Election campaign scarves and other political party merchandise on display at a shop on Mettupalayam Street in Palakkad, Kerala, on Saturday, March 28, 2026.
| Photo Credit:
K K Mustafah
“Deal” among rival fronts and parties is now the buzzword as date of polling approaches in Kerala. Accusations and counter-accusations of political subterfuge now dominate the discourse, crowding out urgent concerns such as jobs, development and rising prices.
Larger NDA narrative
Political analyst A Jayashankar argues the perceived “undercurrent” between the Communist Party of India (Marxist) and the Bharatiya Janata Party aligns with the latter’s longer-term objective of a “Congress-mukt” Kerala. He traces this narrative back to 2016 when then party president Amit Shah declared that two states—Kerala and Assam—had become “Congress-mukt”: the NDA-BJP secured victory in Assam, while the CPI(M)-led Left Democratic Front (LDF) formed the government in Kerala.
Tacit understanding
From this perspective, the BJP would ideally prefer that the Congress-led United Democratic Front (UDF) does not return to power in Kerala, after a decade in opposition. Instead, the BJP may find it more advantageous if incumbent two-term LDF gets an unprecedented third term, effectively keeping the UDF at bay—something the BJP is not yet positioned to achieve on its own. Viewed in this light, current political context lends itself to speculation about a tacit understanding between the two fronts aimed at sidelining the Congress, Jayashankar surmised.
Strong contender
Analyst Mohan Varghese estimates BJP expects either to win or to emerge as a strong contender in at least 30 to 35 constituencies of the 140-member House. Allegations of a tacit understanding between rivals are not new here; they have surfaced intermittently over the past three to four decades. In the short term, such narratives tend to be amplified during elections, largely to consolidate minority votes.
Satheesan names 7
All three senior-most Congress leaders in the state maintain, in unison, that the CPI(M) and the BJP have an understanding in at least 10 constituencies. Leader of Opposition VD Satheesan goes further, identifying at least seven such seats. He points to Kasaragod and Manjeshwar in the north, where, he alleges, an arrangement is aimed at helping the BJP gain an edge. Palakkad is cited next, with claims of a deal to facilitate a victory for BJP’s Shobha Surendran.
Twenty20 in play
Chengannur is another constituency where such an understanding is said to benefit incumbent minister and CPI(M) leader Saji Cherian. In Ranni, in the foothills of Sabarimala, the alleged arrangement is said to favour the LDF candidate. Tripunithura and Ettumanoor seats are also named in this same breath.

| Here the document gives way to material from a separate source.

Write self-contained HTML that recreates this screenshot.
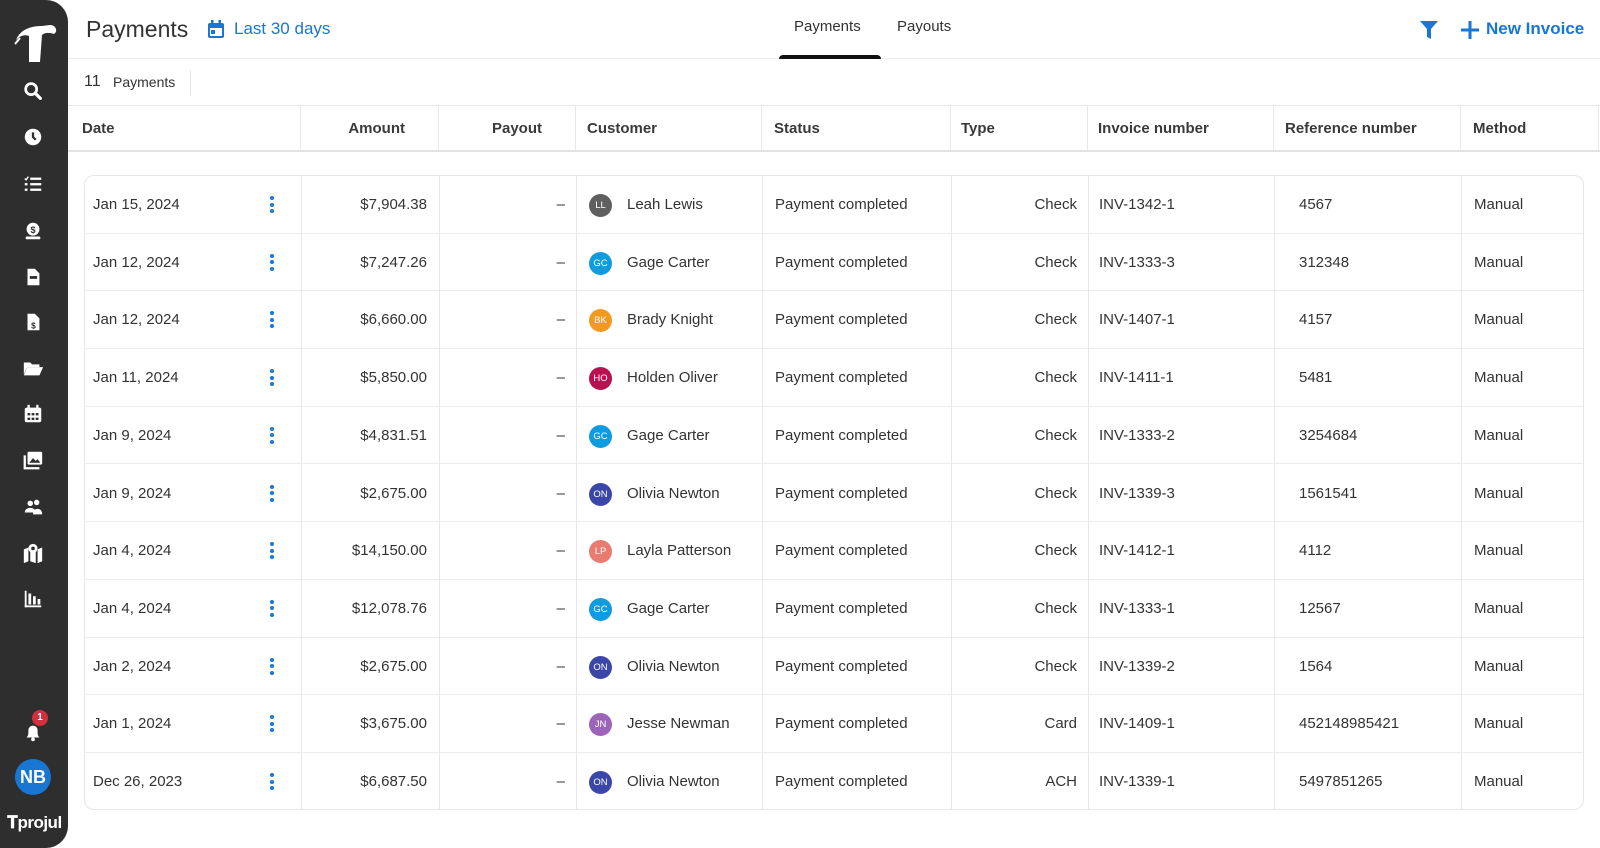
<!DOCTYPE html>
<html><head><meta charset="utf-8"><style>
*{box-sizing:border-box;margin:0;padding:0}
body{width:1600px;height:848px;overflow:hidden;background:#fff;font-family:"Liberation Sans",sans-serif;color:#333;position:relative}
.sb{position:absolute;left:0;top:0;width:68px;height:848px;background:#2e2e2e;border-radius:0 22px 22px 0}
.ic{position:absolute;left:22px;width:22px;height:22px}
.top{position:absolute;left:68px;top:0;right:0;height:59px;border-bottom:1px solid #eee}
.abs{position:absolute;white-space:nowrap}
.hdr{position:absolute;left:68px;top:105px;width:1532px;height:47px;border-top:1px solid #e8e8e8;border-bottom:2px solid #e3e3e3;font-weight:bold;font-size:15px;color:#3a3a3a}
.vl{position:absolute;top:0;bottom:0;width:1px;background:#e8e8e8}
.card{position:absolute;left:84px;top:175px;width:1500px;height:635px;border:1px solid #e6e6e6;border-radius:10px;overflow:hidden}
.row{position:absolute;left:0;width:1500px;height:57.7px;border-bottom:1px solid #ececec;font-size:15px;color:#333}
.row span{position:absolute;top:20px;white-space:nowrap}
.av{position:absolute;top:18px;width:23px;height:23px;border-radius:50%;color:#fff;font-size:9.5px;text-align:center;line-height:23px}
.dots{position:absolute;left:185px;top:20px;width:4px}
.dots i{display:block;width:4px;height:4px;border-radius:50%;background:#1976d2;margin-bottom:2.5px}
</style></head><body>
<div class="sb">
<svg style="position:absolute;left:12px;top:22px" width="46" height="42" viewBox="0 0 46 42"><path d="M4 18 C8 8 18 4 30 4 L38 3 C42 3 45 6 44 10 L42 12 C36 10 32 11 30 13 L28 40 L17 40 L17 14 C12 12 8 14 4 18Z" fill="#fff"/><path d="M3 22 L8 16" stroke="#fff" stroke-width="2"/></svg>
<svg class="ic" style="top:80px" viewBox="0 0 24 24"><circle cx="10" cy="10" r="6" stroke="#fff" stroke-width="3" fill="none"/><path d="M14.5 14.5 L20 20" stroke="#fff" stroke-width="3.5" stroke-linecap="round"/></svg>
<svg class="ic" style="top:126px" viewBox="0 0 24 24"><circle cx="12" cy="12" r="9" fill="#fff"/><path d="M12 7v5l3 3" stroke="#2e2e2e" stroke-width="2.5" fill="none"/></svg>
<svg class="ic" style="top:173px" viewBox="0 0 24 24" fill="#fff"><rect x="9" y="5" width="12" height="2.5"/><rect x="9" y="11" width="12" height="2.5"/><rect x="9" y="17" width="12" height="2.5"/><rect x="3" y="11" width="3" height="2.5"/><rect x="3" y="17" width="3" height="2.5"/><path d="M3 6l1.5 1.5L7 4" stroke="#fff" stroke-width="1.5" fill="none"/></svg>
<svg class="ic" style="top:220px" viewBox="0 0 24 24" fill="#fff"><circle cx="12" cy="10" r="7"/><rect x="4" y="18" width="16" height="3" rx="1"/><text x="12" y="14" font-size="10" text-anchor="middle" fill="#2e2e2e" font-weight="bold">$</text></svg>
<svg class="ic" style="top:266px" viewBox="0 0 24 24" fill="#fff"><path d="M6 3h8l5 5v13H6z"/><rect x="8.5" y="11" width="8" height="3" fill="#2e2e2e"/></svg>
<svg class="ic" style="top:311px" viewBox="0 0 24 24" fill="#fff"><path d="M6 3h8l5 5v13H6z"/><text x="12.5" y="19" font-size="9" text-anchor="middle" fill="#2e2e2e" font-weight="bold">$</text></svg>
<svg class="ic" style="top:357px" viewBox="0 0 24 24" fill="#fff"><path d="M2 6h7l2 2h8v3H6L2 19z"/><path d="M6 11h17l-4 9H2z"/></svg>
<svg class="ic" style="top:403px" viewBox="0 0 24 24" fill="#fff"><rect x="3" y="5" width="18" height="16" rx="2"/><rect x="6" y="2" width="2.5" height="5"/><rect x="15.5" y="2" width="2.5" height="5"/><g fill="#2e2e2e"><rect x="6" y="11" width="3" height="2.5"/><rect x="10.5" y="11" width="3" height="2.5"/><rect x="15" y="11" width="3" height="2.5"/><rect x="6" y="16" width="3" height="2.5"/><rect x="10.5" y="16" width="3" height="2.5"/><rect x="15" y="16" width="3" height="2.5"/></g></svg>
<svg class="ic" style="top:449px" viewBox="0 0 24 24" fill="#fff"><rect x="6" y="3" width="16" height="14" rx="1.5"/><path d="M3 7v14h16" stroke="#fff" stroke-width="2.5" fill="none"/><path d="M8 15l4-5 3 3 2-2 3 4z" fill="#2e2e2e"/></svg>
<svg class="ic" style="top:496px" viewBox="0 0 24 24" fill="#fff"><circle cx="9" cy="8" r="3"/><circle cx="16" cy="7" r="3"/><path d="M3 18c0-4 4-5 6-5s6 1 6 5z"/><path d="M12 20c0-4 2-6 5-6s5 2 5 6z"/></svg>
<svg class="ic" style="top:542px" viewBox="0 0 24 24" fill="#fff"><path d="M2 8l5-2v15l-5 2z M9 6l6 2v15l-6-2z M17 8l5-2v15l-5 2z"/><circle cx="12" cy="7" r="5"/><circle cx="12" cy="7" r="2" fill="#2e2e2e"/></svg>
<svg class="ic" style="top:588px" viewBox="0 0 24 24" fill="#fff"><rect x="3" y="3" width="2" height="18"/><rect x="3" y="19" width="18" height="2"/><rect x="7" y="6" width="3" height="12"/><rect x="12" y="9" width="3" height="9"/><rect x="17" y="12" width="3" height="6"/></svg>
<svg class="ic" style="top:721px" viewBox="0 0 24 24" fill="#fff"><path d="M5 18c2-2 2-4 2-8a5 5 0 0 1 10 0c0 4 0 6 2 8z"/><circle cx="12" cy="20" r="2"/></svg>
<div class="abs" style="left:32px;top:710px;width:16px;height:16px;border-radius:50%;background:#d32f3c;color:#fff;font-size:10px;text-align:center;line-height:16px;font-weight:bold">1</div>
<div class="abs" style="left:15px;top:759px;width:36px;height:36px;border-radius:50%;background:#1976d2;color:#fff;font-size:18px;text-align:center;line-height:36px;font-weight:bold">NB</div>
<div class="abs" style="left:7px;top:813px;color:#fff;font-size:17px;font-weight:bold;letter-spacing:-0.5px">&#x1D413;projul</div>
</div>
<div class="top">
<div class="abs" style="left:18px;top:16px;font-size:23px;color:#333">Payments</div>
<svg class="abs" style="left:140px;top:20px" width="16" height="18" viewBox="0 0 16 18" fill="#1976d2"><rect x="0" y="3" width="16" height="15" rx="2"/><rect x="3" y="0" width="2.5" height="4"/><rect x="10.5" y="0" width="2.5" height="4"/><rect x="2" y="8" width="12" height="8" fill="#fff"/><rect x="3" y="10" width="4" height="4"/></svg>
<div class="abs" style="left:166px;top:19px;font-size:17px;color:#1976d2">Last 30 days</div>
<div class="abs" style="left:726px;top:18px;font-size:15px;color:#333">Payments</div>
<div class="abs" style="left:711px;top:55px;width:102px;height:4px;background:#111;border-radius:4px 4px 0 0"></div>
<div class="abs" style="left:829px;top:18px;font-size:15px;color:#333">Payouts</div>
<svg class="abs" style="left:1351px;top:20px" width="20" height="20" viewBox="0 0 20 20" fill="#1976d2"><path d="M1 1h18l-7 8v10l-4-2V9z"/></svg>
<svg class="abs" style="left:1393px;top:21px" width="18" height="18" viewBox="0 0 18 18" fill="#1976d2"><rect x="7.5" y="0" width="3" height="18"/><rect x="0" y="7.5" width="18" height="3"/></svg>
<div class="abs" style="left:1418px;top:19px;font-size:17px;color:#1976d2;font-weight:bold">New Invoice</div>
</div>
<div class="abs" style="left:84px;top:73px;font-size:16px;color:#333">11</div>
<div class="abs" style="left:113px;top:74px;font-size:14px;color:#333">Payments</div>
<div class="abs" style="left:190px;top:70px;width:1px;height:26px;background:#e6e6e6"></div>
<div class="hdr">
<div class="vl" style="left:232px"></div><div class="vl" style="left:370px"></div><div class="vl" style="left:507px"></div><div class="vl" style="left:693px"></div><div class="vl" style="left:882px"></div><div class="vl" style="left:1019px"></div><div class="vl" style="left:1205px"></div><div class="vl" style="left:1392px"></div><div class="vl" style="left:1530px"></div>
<span class="abs" style="left:14px;top:14px">Date</span>
<span class="abs" style="right:1195px;top:14px">Amount</span>
<span class="abs" style="right:1058px;top:14px">Payout</span>
<span class="abs" style="left:519px;top:14px">Customer</span>
<span class="abs" style="left:706px;top:14px">Status</span>
<span class="abs" style="left:893px;top:14px">Type</span>
<span class="abs" style="left:1030px;top:14px">Invoice number</span>
<span class="abs" style="left:1217px;top:14px">Reference number</span>
<span class="abs" style="left:1405px;top:14px">Method</span>
</div>
<div class="card">
<div class="vl" style="left:216px"></div><div class="vl" style="left:354px"></div><div class="vl" style="left:491px"></div><div class="vl" style="left:677px"></div><div class="vl" style="left:866px"></div><div class="vl" style="left:1003px"></div><div class="vl" style="left:1189px"></div><div class="vl" style="left:1376px"></div>
<div id="rows"></div>
</div>
<script>
var d=[["Jan 15, 2024","$7,904.38","LL","#5f5f5f","Leah Lewis","Check","INV-1342-1","4567"],
["Jan 12, 2024","$7,247.26","GC","#0f9be0","Gage Carter","Check","INV-1333-3","312348"],
["Jan 12, 2024","$6,660.00","BK","#f29a1f","Brady Knight","Check","INV-1407-1","4157"],
["Jan 11, 2024","$5,850.00","HO","#b8114f","Holden Oliver","Check","INV-1411-1","5481"],
["Jan 9, 2024","$4,831.51","GC","#0f9be0","Gage Carter","Check","INV-1333-2","3254684"],
["Jan 9, 2024","$2,675.00","ON","#3b47a8","Olivia Newton","Check","INV-1339-3","1561541"],
["Jan 4, 2024","$14,150.00","LP","#ea7b70","Layla Patterson","Check","INV-1412-1","4112"],
["Jan 4, 2024","$12,078.76","GC","#0f9be0","Gage Carter","Check","INV-1333-1","12567"],
["Jan 2, 2024","$2,675.00","ON","#3b47a8","Olivia Newton","Check","INV-1339-2","1564"],
["Jan 1, 2024","$3,675.00","JN","#9c64b8","Jesse Newman","Card","INV-1409-1","452148985421"],
["Dec 26, 2023","$6,687.50","ON","#3b47a8","Olivia Newton","ACH","INV-1339-1","5497851265"]];
var h="";d.forEach(function(r,i){h+='<div class="row" style="top:'+(i*57.7)+'px;'+(i==10?'border-bottom:none':'')+'"><span style="left:8px">'+r[0]+'</span><div class="dots"><i></i><i></i><i></i></div><span style="right:1158px">'+r[1]+'</span><span style="right:1020px">–</span><div class="av" style="left:504px;background:'+r[3]+'">'+r[2]+'</div><span style="left:542px">'+r[4]+'</span><span style="left:690px">Payment completed</span><span style="right:508px">'+r[5]+'</span><span style="left:1014px">'+r[6]+'</span><span style="left:1214px">'+r[7]+'</span><span style="left:1389px">Manual</span></div>'});
document.getElementById("rows").innerHTML=h;
</script>
</body></html>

Varghese further notes it is inconceivable the NDA should allot as many as 19 seats to the relatively new outfit Twenty20—barely two months into its political foray—an arrangement he describes as extraordinary. He also dismisses the suggestion that the NDA is using Sabu Jacob’s Twenty20 as a bridge to reach out to the Christian community. The NDA has put strong Christian candidates elsewhere in the state.
Congress allegation
Meanwhile, the Congress has also cited prestigious Vattiyoorkavu seat in Thiruvananthapuram as a test case where there is an implicit understanding between CPI(M) and BJP against it. UDF candidate K Muraleedharan claimed certain BJP councillors are allegedly working for CPI(M) behind the scenes.
They campaign for National Democratic Alliance (NDA) candidate R Sreelekha during the day, but secretly support LDF candidate VK Prasanth at night. Similar “deals” were more prevalent in Thiruvananthapuram district than elsewhere in Kerala. Muraleedharan also questioned LDF’s choice of candidates, saying senior CPI(M) leaders have been overlooked as part of tacit arrangements.
Responding to this allegation, Sreelekha promptly rejected the claims, calling them “baseless” and “nonsensical.” She added that such statements do not merit serious consideration, and chose not to engage further in the controversy.